If parents want to engender a safe environment they should be engaged and provide an environment with musical freedom. For instance, at the Kids Creative summer camp children come up with a variety of ideas in a safe environment which results in developing and performing in their own play! One way to get the musical prowess and artistic ability out of them is to incorporate a lot of interactive activities. Adam notes, "We think about what games where we will get the most creativity from the kids." Case in point: when their summer campers spend half a day running around a park this usually results in bursts of creativity afterwards. "All ideas are good. There are no no's," he says.

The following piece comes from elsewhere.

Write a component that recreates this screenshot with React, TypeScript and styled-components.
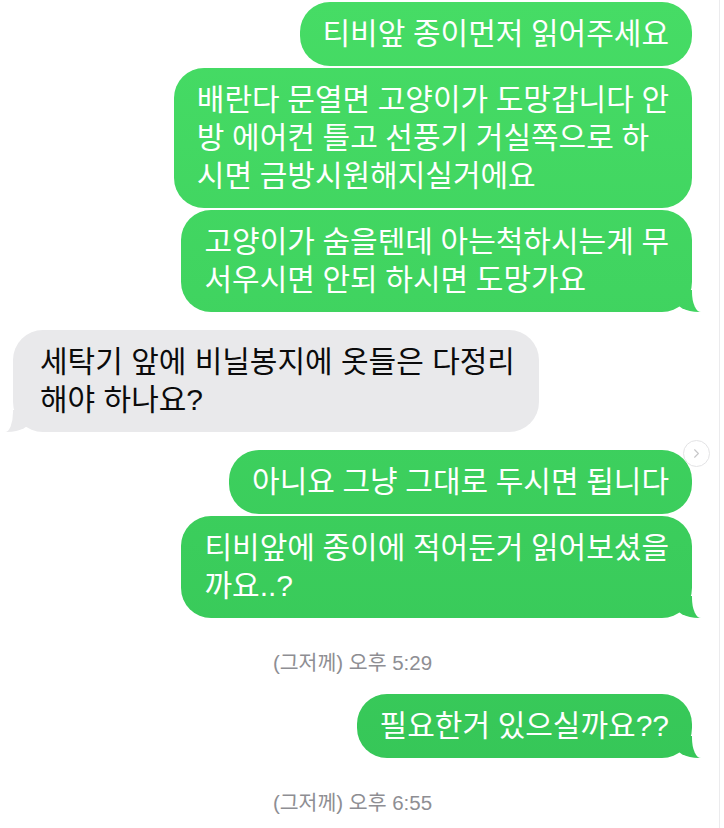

By emulating this formula essentially musical freedom stems from involvement that's peaceful at heart. "It's a life building program whether they gain confidence or just get better in math…One of the building blocks of a personality is to believe in your own ideas whether it's dance, music, art – anything and getting overly excited about the kids. That's something we emphasize a lot," says Stephen Jacobs, co-founder of the whole kit and caboodle and president of the Dirty Sock Funtime Band as seen on Noggin's Jack's Big Music Show.

Baby Got Math

In fact, the Jacobs brothers are onto something. According to a recent study, 3 - 4 year olds who were taught to play a piano scored significantly higher on tests of spatial-temporal reasoning than children who received no such instruction. Convinced yet? Spatial-temporal reasoning - the ability to accurately form mental images of physical objects and to recognize variations in their shapes and positions - is a precursor to logical thinking, abstract thinking, and problem solving. It is a key to the higher brain function required in mathematics, physics and engineering. In a 1998 study with 2nd graders, Shaw found that the children studying piano scored higher on tests of proportional reasoning and fractions. The music instruction apparently prepared students for higher math.

Three year-old mosh pits

Ok, so now that everyone's in tune with the benefits and realizes it's not about generating record deals for your tykes but rather creating an avenue of expression, our friends in the 9 piece colorful band who are currently recording an album say the bottom line is simply exposing your kids to music. Adam (a.k.a. Mr. Clown in the band who is often seen wearing a multi-colored tuxedo and wig) explains, "It's a blast being able to give kids their first rock and roll experience! It's really fun to see a three year-old mosh pit…we love to jump around." Stephen adds, "At concerts we try to bridge the stage to the audience. The kids are listening to songs and doing something; we believe in getting kids to participate."

So even when you expose your kids to a high energy show, Stephen adds, "The key part is listening to kids and hearing what they're actually saying. Kids are experiencing the world extremely different than we are." Net net: it's our job to cultivate an environment of creativity, encouragement, and yes – listening.